The Internal Revenue Service has an online calculator to help you figure out if you're subject to the alternative minimum tax. It's called the AMT Assistant for Individuals. There's also a fairly quick worksheet in the Instructions for Form 1040. You can use this worksheet to determine if you'll need to fill out the longer Form 6251 to compute your alternative minimum tax.
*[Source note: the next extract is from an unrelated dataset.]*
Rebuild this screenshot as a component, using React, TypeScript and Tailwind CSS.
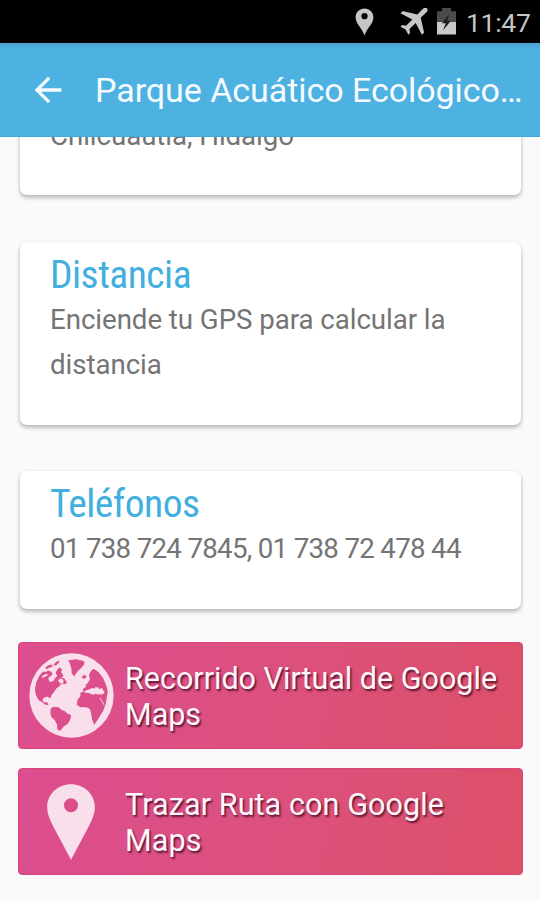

Most tax software programs will compute the alternative minimum tax automatically, but you might want to review the actual tax form anyway to understand which income or deductions are causing the AMT liability. For many taxpayers, deductions for state income tax, property tax and home equity interest and income from incentive stock options are the main causes.

AMT Tax Planning

Devising tax strategies around the alternative minimum tax can be tricky because the AMT adjusts for various deductions and credits. In general, however, tax professionals recommend the following planning tips:

  • Seek reimbursements from your employer for business expenses incurred as an employee. These expenses are part of the miscellaneous itemized deductions, which are added back to your income for AMT purposes. By contrast, having your employer reimburse you for those expenses is a tax-free event to you and prevents a higher AMT adjustment.
  • Review your state tax withholding so you pay in enough that you don't owe but not enough that you substantially overpay. This will keep your state tax deduction as low as possible, thereby keeping your AMT adjustments as small as possible.
  • Pay your property taxes when they're due instead of prepaying your next installment by the end of the year. Again, this will keep your deduction for state and local taxes as low as possible.
  • Sell exercised incentive stock options in the same year you exercise them. When you exercise and sell incentive stock options in the same year, you'll be subject to the regular tax on the income but not the AMT. But if you exercise and don't sell, the value of the exercised options because income for AMT purposes.